### What this task involves
In the listing below, locate the lines bearing the word "components". Copy every one of them.

### Collected material
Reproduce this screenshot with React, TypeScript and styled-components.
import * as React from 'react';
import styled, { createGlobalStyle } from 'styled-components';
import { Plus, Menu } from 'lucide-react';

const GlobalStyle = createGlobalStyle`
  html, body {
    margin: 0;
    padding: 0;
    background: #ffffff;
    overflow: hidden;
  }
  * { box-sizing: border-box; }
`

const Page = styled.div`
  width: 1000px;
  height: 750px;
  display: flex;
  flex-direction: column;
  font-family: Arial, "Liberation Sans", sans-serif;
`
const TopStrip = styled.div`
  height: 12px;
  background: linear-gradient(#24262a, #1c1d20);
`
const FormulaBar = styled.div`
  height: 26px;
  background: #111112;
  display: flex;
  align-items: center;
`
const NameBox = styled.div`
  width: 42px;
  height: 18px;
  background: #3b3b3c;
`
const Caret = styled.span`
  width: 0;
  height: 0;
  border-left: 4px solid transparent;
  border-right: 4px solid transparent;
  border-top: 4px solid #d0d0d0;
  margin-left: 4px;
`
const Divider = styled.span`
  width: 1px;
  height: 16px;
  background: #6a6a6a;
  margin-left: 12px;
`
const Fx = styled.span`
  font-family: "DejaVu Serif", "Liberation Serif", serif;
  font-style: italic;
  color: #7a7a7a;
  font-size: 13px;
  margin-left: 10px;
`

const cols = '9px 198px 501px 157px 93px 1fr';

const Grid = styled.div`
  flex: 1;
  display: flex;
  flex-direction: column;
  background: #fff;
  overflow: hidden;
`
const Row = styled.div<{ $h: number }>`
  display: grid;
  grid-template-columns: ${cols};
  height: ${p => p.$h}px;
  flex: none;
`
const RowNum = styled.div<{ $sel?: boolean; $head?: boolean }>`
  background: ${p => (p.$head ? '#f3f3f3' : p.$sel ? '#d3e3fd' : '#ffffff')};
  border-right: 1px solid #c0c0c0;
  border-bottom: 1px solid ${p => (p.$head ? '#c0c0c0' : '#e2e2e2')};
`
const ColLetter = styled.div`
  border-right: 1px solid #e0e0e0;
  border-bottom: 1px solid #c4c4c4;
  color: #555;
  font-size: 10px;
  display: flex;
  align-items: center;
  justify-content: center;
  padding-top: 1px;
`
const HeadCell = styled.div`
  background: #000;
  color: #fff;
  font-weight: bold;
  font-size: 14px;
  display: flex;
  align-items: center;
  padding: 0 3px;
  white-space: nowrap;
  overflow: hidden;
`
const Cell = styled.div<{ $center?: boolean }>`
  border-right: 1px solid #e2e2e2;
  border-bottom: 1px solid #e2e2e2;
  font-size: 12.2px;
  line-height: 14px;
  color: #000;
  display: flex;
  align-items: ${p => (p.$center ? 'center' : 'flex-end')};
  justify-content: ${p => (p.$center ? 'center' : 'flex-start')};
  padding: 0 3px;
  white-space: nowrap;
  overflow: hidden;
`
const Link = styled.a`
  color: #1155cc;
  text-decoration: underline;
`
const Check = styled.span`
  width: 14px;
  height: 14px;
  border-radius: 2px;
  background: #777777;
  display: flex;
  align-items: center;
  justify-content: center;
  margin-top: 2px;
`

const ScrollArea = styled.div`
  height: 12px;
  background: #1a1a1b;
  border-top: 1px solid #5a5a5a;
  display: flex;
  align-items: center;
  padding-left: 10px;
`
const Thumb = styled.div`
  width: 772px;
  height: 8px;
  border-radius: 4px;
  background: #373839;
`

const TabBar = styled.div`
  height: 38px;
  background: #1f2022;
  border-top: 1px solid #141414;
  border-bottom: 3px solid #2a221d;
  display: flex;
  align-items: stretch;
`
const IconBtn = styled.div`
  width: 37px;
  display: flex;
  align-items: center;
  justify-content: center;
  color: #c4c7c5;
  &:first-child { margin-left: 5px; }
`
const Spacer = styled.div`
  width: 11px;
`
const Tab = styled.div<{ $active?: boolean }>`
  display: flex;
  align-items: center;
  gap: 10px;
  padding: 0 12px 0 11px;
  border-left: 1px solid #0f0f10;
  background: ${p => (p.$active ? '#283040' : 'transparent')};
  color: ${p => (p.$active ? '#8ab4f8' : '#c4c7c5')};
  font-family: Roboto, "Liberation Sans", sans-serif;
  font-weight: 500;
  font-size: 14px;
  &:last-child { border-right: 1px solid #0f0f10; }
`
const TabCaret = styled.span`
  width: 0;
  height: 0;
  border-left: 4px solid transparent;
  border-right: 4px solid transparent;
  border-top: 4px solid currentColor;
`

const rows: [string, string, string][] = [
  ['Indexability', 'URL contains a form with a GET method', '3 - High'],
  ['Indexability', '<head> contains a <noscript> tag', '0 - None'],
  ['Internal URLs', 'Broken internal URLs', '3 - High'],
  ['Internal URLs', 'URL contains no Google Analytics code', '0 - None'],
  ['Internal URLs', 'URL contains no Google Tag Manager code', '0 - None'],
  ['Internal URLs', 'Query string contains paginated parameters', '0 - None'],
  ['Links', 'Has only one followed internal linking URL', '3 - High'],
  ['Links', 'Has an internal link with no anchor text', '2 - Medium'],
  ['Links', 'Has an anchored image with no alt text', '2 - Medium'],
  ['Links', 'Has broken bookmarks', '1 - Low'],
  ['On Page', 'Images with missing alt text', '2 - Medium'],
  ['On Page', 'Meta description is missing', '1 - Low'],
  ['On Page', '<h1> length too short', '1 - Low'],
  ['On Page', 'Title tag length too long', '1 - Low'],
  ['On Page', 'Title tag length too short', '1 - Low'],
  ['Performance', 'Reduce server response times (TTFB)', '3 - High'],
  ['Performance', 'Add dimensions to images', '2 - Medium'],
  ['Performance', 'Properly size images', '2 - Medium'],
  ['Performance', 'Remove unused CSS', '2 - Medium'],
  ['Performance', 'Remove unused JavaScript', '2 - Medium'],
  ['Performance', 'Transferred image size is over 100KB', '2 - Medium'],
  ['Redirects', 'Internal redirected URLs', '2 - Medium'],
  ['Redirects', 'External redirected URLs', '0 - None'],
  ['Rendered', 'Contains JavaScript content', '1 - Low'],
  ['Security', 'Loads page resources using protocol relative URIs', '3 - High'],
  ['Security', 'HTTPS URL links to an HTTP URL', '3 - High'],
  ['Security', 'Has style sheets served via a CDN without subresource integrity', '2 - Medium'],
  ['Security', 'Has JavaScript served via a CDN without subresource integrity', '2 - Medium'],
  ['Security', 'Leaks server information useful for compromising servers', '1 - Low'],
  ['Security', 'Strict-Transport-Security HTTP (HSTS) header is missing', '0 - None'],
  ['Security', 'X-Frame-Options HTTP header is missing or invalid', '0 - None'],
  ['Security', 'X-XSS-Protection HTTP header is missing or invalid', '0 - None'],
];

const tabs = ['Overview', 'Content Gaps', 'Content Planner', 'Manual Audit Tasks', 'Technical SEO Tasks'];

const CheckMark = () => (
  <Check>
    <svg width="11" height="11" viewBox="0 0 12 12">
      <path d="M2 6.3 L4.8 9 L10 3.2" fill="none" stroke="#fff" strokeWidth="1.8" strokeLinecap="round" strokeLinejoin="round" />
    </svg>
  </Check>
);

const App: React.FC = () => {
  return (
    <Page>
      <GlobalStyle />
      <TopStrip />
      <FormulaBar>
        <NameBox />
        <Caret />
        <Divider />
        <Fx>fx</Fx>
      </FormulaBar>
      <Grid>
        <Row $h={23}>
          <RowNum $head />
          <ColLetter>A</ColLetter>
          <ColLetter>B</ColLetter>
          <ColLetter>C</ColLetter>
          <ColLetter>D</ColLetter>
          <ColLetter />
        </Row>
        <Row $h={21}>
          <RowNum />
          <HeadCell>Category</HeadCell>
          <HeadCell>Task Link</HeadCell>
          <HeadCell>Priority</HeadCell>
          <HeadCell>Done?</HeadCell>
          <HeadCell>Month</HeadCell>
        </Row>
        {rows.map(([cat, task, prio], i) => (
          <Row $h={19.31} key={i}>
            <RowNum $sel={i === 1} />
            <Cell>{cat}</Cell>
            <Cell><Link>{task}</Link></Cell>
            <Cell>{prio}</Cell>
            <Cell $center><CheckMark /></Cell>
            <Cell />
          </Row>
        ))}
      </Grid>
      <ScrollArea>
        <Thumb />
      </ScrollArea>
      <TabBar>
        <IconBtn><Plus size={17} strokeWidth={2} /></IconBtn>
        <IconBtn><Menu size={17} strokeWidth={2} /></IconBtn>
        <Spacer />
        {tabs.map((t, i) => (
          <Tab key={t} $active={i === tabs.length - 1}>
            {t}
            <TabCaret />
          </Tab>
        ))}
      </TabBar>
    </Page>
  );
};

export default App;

### Task result
Reproduce this screenshot with React, TypeScript and styled-components.
import styled, { createGlobalStyle } from 'styled-components';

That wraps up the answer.